We live day and daily where marriages break down, loves goes awry and the ideal seems very far away. Divorce and estrangement are brute facts of life - why should the Windsors be exempt?

We look at people more generously and empathetically than we used to, we see the bigger picture. Prince Charles is no longer typecast as the heartless cad. Most see him as a good man doing his best. A bit self-regarding, perhaps, but profoundly well-meaning. You hear little now of the idea that Charles should renounce his claim to the throne in favour of Prince William.

And that is only right. He has - in a substantial, if not total way - regained the trust and affection of his people. He has been a hard-working royal, doing charity work for the young, the underprivileged, contributing to public discussions on green issues, architecture and public spaces.

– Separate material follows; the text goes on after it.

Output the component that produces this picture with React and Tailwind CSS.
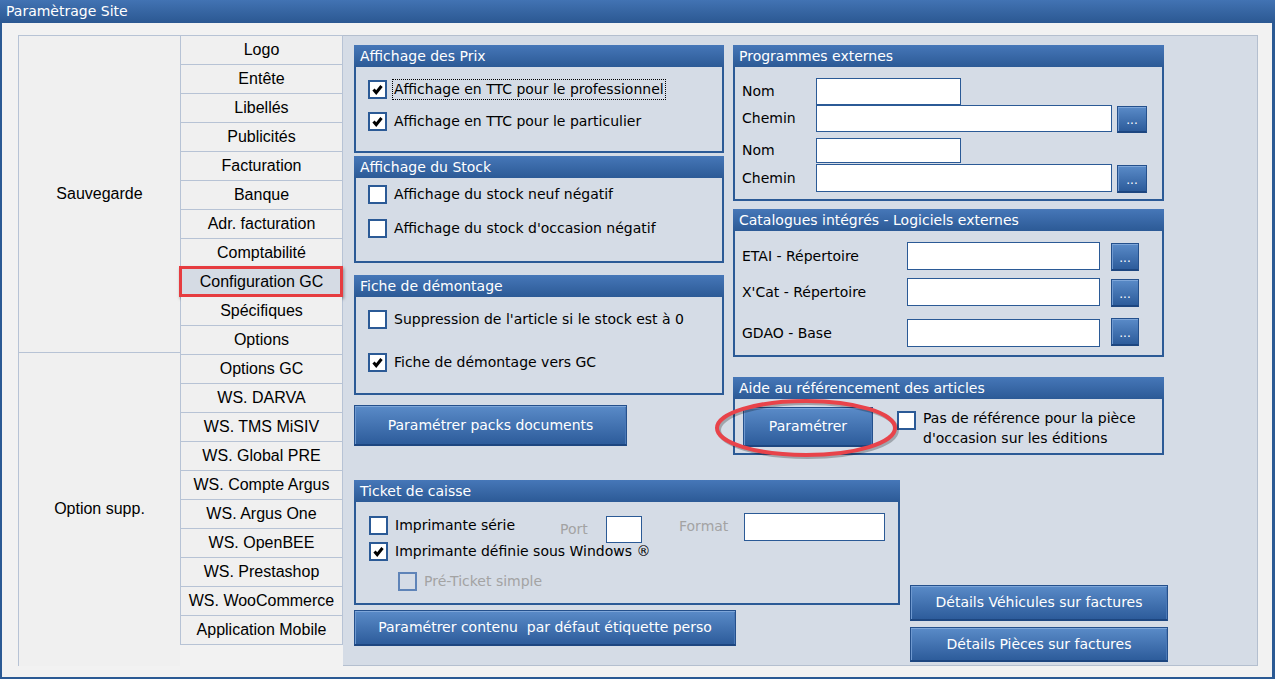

In Northern Ireland, he is well-regarded by many for his courageous work encouraging reconciliation - despite he too being a victim of our bloody conflict.

And the same goes for Camilla. She, too, has earned our respect. Like that of Charles, though, it is not without its limits. We accept her and we accept her past - in all its flaws and failings. But that does not mean that we think she should be Queen Camilla, or will accept some kind of trashing of Diana's memory.

When you consider how disliked Camilla was at the height of Diana-hysteria, this cautious acceptance is a rather great victory. Why endanger it by what could be perceived as petty sniping at someone who can no longer defend herself.

Sometimes it's best to let the past lie.